We use a couple different command line tools from within our Rake scripts:
- Ripple for our equivalent of Nuget package restore and publishing build products as Nuget packages
- FubuDocs for publishing documentation (and yes, it’s occurred to me many times that I spent much more time creating a new tool for publishing technical documentation than I did writing docs but we all know which activity was much more fun to do)
Yet again, having the package version number as part of the Nuget package folder made using command line tools resolved by Nuget a minor nightmare. We had an awkward Ruby function that could magically determine the newest version of the Nuget package to find the right path to the bottles.exe/ripple.exe/fubudocs.exe tools. In retrospect, we could have used the Nuget’s as is to continue distributing the executables after Ripple 2.0 fixed the predictable Nuget path problem, but we also wanted to be able to use these tools from the command line as well.
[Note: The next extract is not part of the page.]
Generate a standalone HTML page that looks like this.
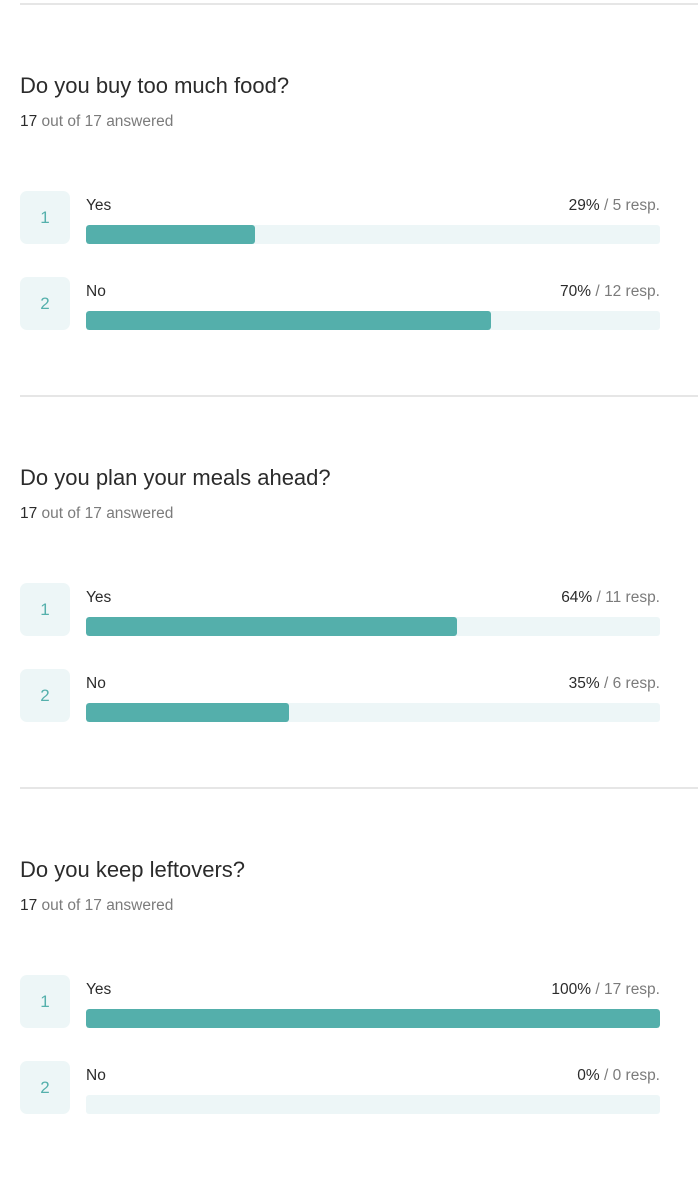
<!DOCTYPE html>
<html><head><style>
body{margin:0;width:698px;height:1172px;background:#fff;font-family:"Liberation Sans",sans-serif;position:relative;overflow:hidden;color:#2b2b2b}
.sec{position:absolute;left:0;width:698px;height:392px}
.line{position:absolute;left:20px;right:0;top:0;height:2px;background:#e6e6e6}
.t{position:absolute;left:20px;top:68px;font-size:22px;line-height:30px;color:#2b2b2b}
.s{position:absolute;left:20px;top:109px;font-size:15.5px;line-height:20px;color:#7b7b7b}
.s b{font-weight:normal;color:#2b2b2b}
.box{position:absolute;left:20px;width:50px;height:53px;border-radius:7px;background:#edf6f7;color:#55b0ac;font-size:17px;line-height:53px;text-align:center}
.lab{position:absolute;left:86px;font-size:15.5px;line-height:20px;color:#2b2b2b}
.pct{position:absolute;right:38px;font-size:15.5px;line-height:20px;color:#7b7b7b}
.pct b{font-weight:normal;color:#2b2b2b}
.bar{position:absolute;left:86px;width:574px;height:19px;border-radius:3px;background:#edf6f7;overflow:hidden}
.bar i{display:block;height:100%;background:#54afab;border-radius:3px}
</style></head><body>

<div class="sec" style="top:3px">
<div class="line"></div>
<div class="t">Do you buy too much food?</div>
<div class="s"><b>17</b> out of 17 answered</div>
<div class="box" style="top:188px">1</div>
<div class="lab" style="top:193px">Yes</div>
<div class="pct" style="top:193px"><b>29%</b> / 5 resp.</div>
<div class="bar" style="top:222px"><i style="width:169px"></i></div>
<div class="box" style="top:274px">2</div>
<div class="lab" style="top:279px">No</div>
<div class="pct" style="top:279px"><b>70%</b> / 12 resp.</div>
<div class="bar" style="top:308px"><i style="width:405px"></i></div>
</div>

<div class="sec" style="top:395px">
<div class="line"></div>
<div class="t">Do you plan your meals ahead?</div>
<div class="s"><b>17</b> out of 17 answered</div>
<div class="box" style="top:188px">1</div>
<div class="lab" style="top:193px">Yes</div>
<div class="pct" style="top:193px"><b>64%</b> / 11 resp.</div>
<div class="bar" style="top:222px"><i style="width:371px"></i></div>
<div class="box" style="top:274px">2</div>
<div class="lab" style="top:279px">No</div>
<div class="pct" style="top:279px"><b>35%</b> / 6 resp.</div>
<div class="bar" style="top:308px"><i style="width:203px"></i></div>
</div>

<div class="sec" style="top:787px">
<div class="line"></div>
<div class="t">Do you keep leftovers?</div>
<div class="s"><b>17</b> out of 17 answered</div>
<div class="box" style="top:188px">1</div>
<div class="lab" style="top:193px">Yes</div>
<div class="pct" style="top:193px"><b>100%</b> / 17 resp.</div>
<div class="bar" style="top:222px"><i style="width:574px"></i></div>
<div class="box" style="top:274px">2</div>
<div class="lab" style="top:279px">No</div>
<div class="pct" style="top:279px"><b>0%</b> / 0 resp.</div>
<div class="bar" style="top:308px"><i style="width:0"></i></div>
</div>

</body></html>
As it turned out, using Ruby gems to distribute and install our .Net executables was much more effective than Nuget was. For one, gems is well integrated with Rake which we were already using. Gems also has the ability to place a shim for an executable onto your Windows PATH, making our custom tools easier to use at the command line.
And yes, we could have used Chocolately to distribute our executables, but at one point we were much more invested in making our ecosystem be cross platform and Chocolately is strictly Windows only where gems is happily cross-platform. Because Rob Reynolds is just that awesome, you can actually use Chocolately to install our gems and it’ll even install Ruby for you if it’s not already there.
And yeah, in the very early days because FubuMVC actually predates Nuget, we tried to distribute shared build utilities via Git submodules. The less said about this approach, the better. I’ll never willingly do that again.
Topics for Another Day:
I’m trying to keep my newfound blogging resurgence going, but we’ll see how it goes. The stuff below got cut from this post for length:
- Why semantic versioning is so important
- My recommendations for improving Nuget (the Nuget team is asking the Ripple team for input and I’m trying to oblige)
- One really long rant about how strong naming is completely broken
- Why and how we think Ripple improves upon Nuget
- Branch by feature across multiple repositories with Ripple
* For my money, the number of unit tests is my favorite metric to judge how large and complicated a codebase is, but only measured in the large. Like all other metrics, I’d use this with a grain of salt and it’s probably also useless if the developers are cognizant of the unit test as metric usage.
** Get it, changes “ripple” from one repo to another. I love the song “Ripple” by the Greatful Dead and it’s also pretty likely that I was listening to that song the day we came up with the name.